• STATED PROBLEM:
Locate the word "styles" in the material, then show every line that holds it.

• SUPPLIED MATERIAL:
□ □ □ □

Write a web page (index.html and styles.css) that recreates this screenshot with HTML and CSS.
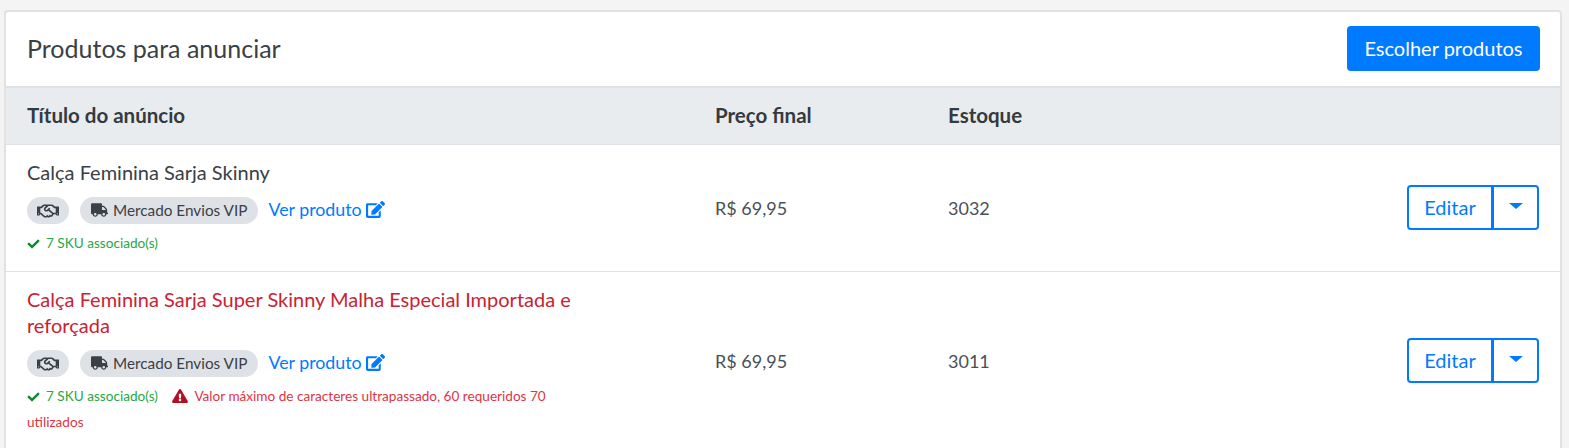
FILE: index.html
```html
<!DOCTYPE html>
<html lang="pt-BR">
<head>
    <meta charset="UTF-8">
    <title>Produtos para anunciar</title>
    <link rel="stylesheet" href="styles.css">
</head>
<body>
    <svg class="icon-defs" width="0" height="0">
        <symbol id="i-handshake" viewBox="0 0 640 512">
            <path fill="currentColor" d="M519.2 127.9l-47.6-47.6A56.252 56.252 0 0 0 432 64H205.2c-14.8 0-29.1 5.9-39.6 16.3L118 127.9H0v255.7h64c17.6 0 31.8-14.2 31.9-31.7h9.1l84.6 76.4c30.9 25.1 73.8 25.7 105.6 3.8 12.5 10.8 26 15.9 41.1 15.9 18.2 0 35.3-7.4 48.8-24 22.1 8.7 48.2 2.6 64-16.8l26.2-32.3c5.6-6.9 9.1-14.8 10.9-23h57.9c.1 17.5 14.4 31.7 31.9 31.7h64V127.9H519.2zM48 351.6c-8.8 0-16-7.2-16-16s7.2-16 16-16 16 7.2 16 16c0 8.9-7.2 16-16 16zm390-6.900l-26.100 32.200c-2.800 3.400-7.800 4-11.300 1.200l-23.900-19.400-30 36.500c-6 7.300-15 4.800-18 2.400l-36.800-31.500-15.600 19.200c-13.900 17.100-39.200 19.700-55.300 6.600l-97.300-88H96V175.800h41.900l61.700-61.600c2-.8 3.700-1.500 5.700-2.300H262l-38.700 35.500c-29.400 26.900-31.100 72.300-4.400 101.300 14.800 16.200 61.200 41.200 101.500 4.400l8.200-7.500 108.200 87.800c3.400 2.800 3.900 7.900 1.200 11.300zm106-40.800h-69.200c-2.300-2.800-4.900-5.400-7.700-7.700l-102.700-83.400 12.500-11.400c6.500-6 7-16.100 1-22.600L367 167.100c-6-6.500-16.100-6.900-22.600-1l-55.200 50.600c-9.500 8.700-25.700 9.400-34.600 0-9.300-9.900-8.500-25.100 1.200-33.900l65.600-60.100c7.400-6.800 17-10.500 27-10.500l83.700-.2c2.100 0 4.100.8 5.500 2.300l61.700 61.600H544v128zm48 47.700c-8.800 0-16-7.200-16-16s7.200-16 16-16 16 7.200 16 16c0 8.900-7.200 16-16 16z"/>
        </symbol>
        <symbol id="i-truck" viewBox="0 0 640 512">
            <path fill="currentColor" d="M624 352h-16V243.900c0-12.700-5.100-24.900-14.100-33.900L494 110.100c-9-9-21.200-14.100-33.900-14.100H416V48c0-26.500-21.500-48-48-48H48C21.500 0 0 21.500 0 48v320c0 26.500 21.500 48 48 48h16c0 53 43 96 96 96s96-43 96-96h128c0 53 43 96 96 96s96-43 96-96h48c8.800 0 16-7.200 16-16v-32c0-8.800-7.200-16-16-16zM160 464c-26.500 0-48-21.500-48-48s21.500-48 48-48 48 21.500 48 48-21.500 48-48 48zm320 0c-26.500 0-48-21.500-48-48s21.500-48 48-48 48 21.500 48 48-21.500 48-48 48zm80-208H416V144h44.100l99.900 99.900V256z"/>
        </symbol>
        <symbol id="i-edit" viewBox="0 0 576 512">
            <path fill="currentColor" d="M402.600 83.200l90.200 90.200c3.800 3.800 3.800 10 0 13.800L274.400 405.600l-92.800 10.300c-12.400 1.400-22.900-9.100-21.500-21.500l10.300-92.800L388.800 83.200c3.800-3.800 10-3.800 13.800 0zm162-22.900l-48.800-48.800c-15.200-15.200-39.900-15.200-55.200 0l-35.400 35.400c-3.800 3.800-3.800 10 0 13.800l90.200 90.200c3.800 3.800 10 3.800 13.800 0l35.400-35.400c15.200-15.300 15.200-40 0-55.200zM384 346.200V448H64V128h229.800c3.200 0 6.200-1.300 8.500-3.500l40-40c7.600-7.600 2.200-20.500-8.500-20.500H48C21.500 64 0 85.500 0 112v352c0 26.500 21.500 48 48 48h352c26.500 0 48-21.500 48-48V306.200c0-10.700-12.900-16-20.500-8.500l-40 40c-2.200 2.300-3.500 5.300-3.500 8.500z"/>
        </symbol>
        <symbol id="i-check" viewBox="0 0 512 512">
            <path fill="currentColor" d="M173.900 439.400l-166.400-166.400c-10-10-10-26.200 0-36.200l36.200-36.200c10-10 26.200-10 36.200 0L192 312.700 432.100 72.600c10-10 26.200-10 36.200 0l36.200 36.200c10 10 10 26.200 0 36.200L210.100 439.400c-10 10-26.200 10-36.200 0z"/>
        </symbol>
        <symbol id="i-warning" viewBox="0 0 576 512">
            <path fill="currentColor" d="M569.500 440C588 472 564.800 512 527.900 512H48.100c-37 0-60.100-40-41.600-72L246.400 24c18.500-32 64.700-32 83.200 0l239.900 416zM288 354c-25.400 0-46 20.600-46 46s20.600 46 46 46 46-20.600 46-46-20.600-46-46-46zm-43.700-165.300l7.400 136c.3 6.400 5.600 11.300 12 11.300h48.500c6.400 0 11.600-5 12-11.300l7.400-136c.4-6.900-5.100-12.700-12-12.700h-63.400c-6.900 0-12.400 5.800-12 12.700z"/>
        </symbol>
    </svg>

    <div class="card">
        <div class="card-header">
            <h2>Produtos para anunciar</h2>
            <button class="btn-primary">Escolher produtos</button>
        </div>

        <div class="row row-head">
            <div class="col-title">Título do anúncio</div>
            <div class="col-price">Preço final</div>
            <div class="col-stock">Estoque</div>
        </div>

        <div class="row row-item">
            <div class="col-title">
                <div class="item-name">Calça Feminina Sarja Skinny</div>
                <div class="item-tags">
                    <span class="pill pill-icon"><svg class="ico-hands"><use href="#i-handshake"/></svg></span>
                    <span class="pill"><svg class="ico-truck"><use href="#i-truck"/></svg>Mercado Envios VIP</span>
                    <a class="item-link" href="#">Ver produto <svg class="ico-edit"><use href="#i-edit"/></svg></a>
                </div>
                <div class="item-notes">
                    <span class="note-ok"><svg class="ico-check"><use href="#i-check"/></svg>7 SKU associado(s)</span>
                </div>
            </div>
            <div class="col-price">R$ 69,95</div>
            <div class="col-stock">3032</div>
            <div class="col-actions">
                <button class="btn-edit">Editar</button><button class="btn-caret"><span class="caret"></span></button>
            </div>
        </div>

        <div class="row row-item">
            <div class="col-title">
                <div class="item-name item-name-error">Calça Feminina Sarja Super Skinny Malha Especial Importada e reforçada</div>
                <div class="item-tags">
                    <span class="pill pill-icon"><svg class="ico-hands"><use href="#i-handshake"/></svg></span>
                    <span class="pill"><svg class="ico-truck"><use href="#i-truck"/></svg>Mercado Envios VIP</span>
                    <a class="item-link" href="#">Ver produto <svg class="ico-edit"><use href="#i-edit"/></svg></a>
                </div>
                <div class="item-notes">
                    <span class="note-ok"><svg class="ico-check"><use href="#i-check"/></svg>7 SKU associado(s)</span>
                    <span class="note-error"><svg class="ico-warning"><use href="#i-warning"/></svg>Valor máximo de caracteres ultrapassado, 60 requeridos 70 utilizados</span>
                </div>
            </div>
            <div class="col-price">R$ 69,95</div>
            <div class="col-stock">3011</div>
            <div class="col-actions">
                <button class="btn-edit">Editar</button><button class="btn-caret"><span class="caret"></span></button>
            </div>
        </div>
    </div>
</body>
</html>
```

FILE: styles.css
```css
* {
    box-sizing: border-box;
}
html, body {
    height: 448px;
    overflow: hidden;
}
body {
    margin: 0;
    padding: 10px 7px 0 4px;
    background-color: #f4f4f4;
    font-family: Lato, "Open Sans", sans-serif;
    color: #3a4046;
}
.icon-defs {
    position: absolute;
}
.card {
    background-color: #fff;
    border: 2px solid #e2e2e2;
    border-radius: 4px;
}
.card-header {
    display: flex;
    justify-content: space-between;
    align-items: center;
    height: 76px;
    padding: 0 20px 2px 21px;
    border-bottom: 2px solid #dee2e6;
}
.card-header h2 {
    margin: 0;
    font-size: 25px;
    font-weight: 400;
}
.btn-primary {
    width: 193px;
    height: 45px;
    border: none;
    border-radius: 4px;
    background-color: #007bff;
    color: #fff;
    font-family: inherit;
    font-size: 20px;
}
.row {
    display: flex;
    padding: 0 21px 0 21px;
}
.row-head {
    align-items: center;
    height: 57px;
    padding-bottom: 2px;
    background-color: #e9ecef;
    border-bottom: 1px solid #dee2e6;
    font-size: 20.5px;
    font-weight: 700;
    color: #343a40;
}
.row-item {
    align-items: center;
    border-bottom: 1px solid #dee2e6;
    padding-top: 14px;
    padding-bottom: 15px;
}
.col-title {
    width: 688px;
    padding-right: 120px;
}
.col-price {
    width: 233px;
}
.col-stock {
    width: 120px;
}
.row-item .col-price,
.row-item .col-stock {
    font-size: 18px;
    color: #495057;
}
.col-actions {
    display: flex;
    margin-left: auto;
}
.item-name {
    font-size: 20px;
    line-height: 26px;
}
.item-name-error {
    color: #c82333;
}
.item-tags {
    display: flex;
    align-items: center;
    margin-top: 12px;
}
.pill {
    display: flex;
    align-items: center;
    height: 27px;
    margin-right: 10px;
    padding: 0 11px 1px;
    border-radius: 14px;
    background-color: #dee2e6;
    font-size: 15.3px;
}
.pill-icon {
    margin-right: 11px;
    padding: 0 10px;
}
.item-link {
    margin-bottom: 3px;
    color: #007bff;
    font-size: 17.8px;
    text-decoration: none;
}
.item-notes {
    margin-top: 6px;
    font-size: 13.6px;
    line-height: 26px;
}
.note-ok {
    margin-right: 11px;
    color: #28a745;
}
.note-error {
    color: #dc3545;
}
.ico-hands {
    display: block;
    width: 22px;
    height: 18px;
}
.ico-truck {
    width: 17px;
    height: 14px;
    margin-right: 5px;
}
.ico-edit {
    width: 19px;
    height: 17px;
    vertical-align: -2px;
}
.ico-check {
    width: 13px;
    height: 12px;
    margin-right: 6px;
    vertical-align: -2px;
    color: #0c8a2c;
}
.ico-warning {
    width: 16px;
    height: 14px;
    margin-right: 6px;
    vertical-align: -2px;
    color: #b30f20;
}
.btn-edit,
.btn-caret {
    height: 45px;
    padding-bottom: 3px;
    border: 2px solid #007bff;
    background-color: #fff;
    color: #007bff;
    font-family: inherit;
    font-size: 20px;
}
.btn-edit {
    width: 86px;
    border-radius: 4px 0 0 4px;
}
.btn-caret {
    width: 47px;
    margin-left: -1px;
    padding-bottom: 0;
    border-radius: 0 4px 4px 0;
}
.caret {
    display: block;
    margin: -4px auto 0;
    width: 0;
    border-top: 6px solid #007bff;
    border-left: 7px solid transparent;
    border-right: 7px solid transparent;
}
```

□ □ □ □

• THE RESULT:
Write a web page (index.html and styles.css) that recreates this screenshot with HTML and CSS.
    <link rel="stylesheet" href="styles.css">
FILE: styles.css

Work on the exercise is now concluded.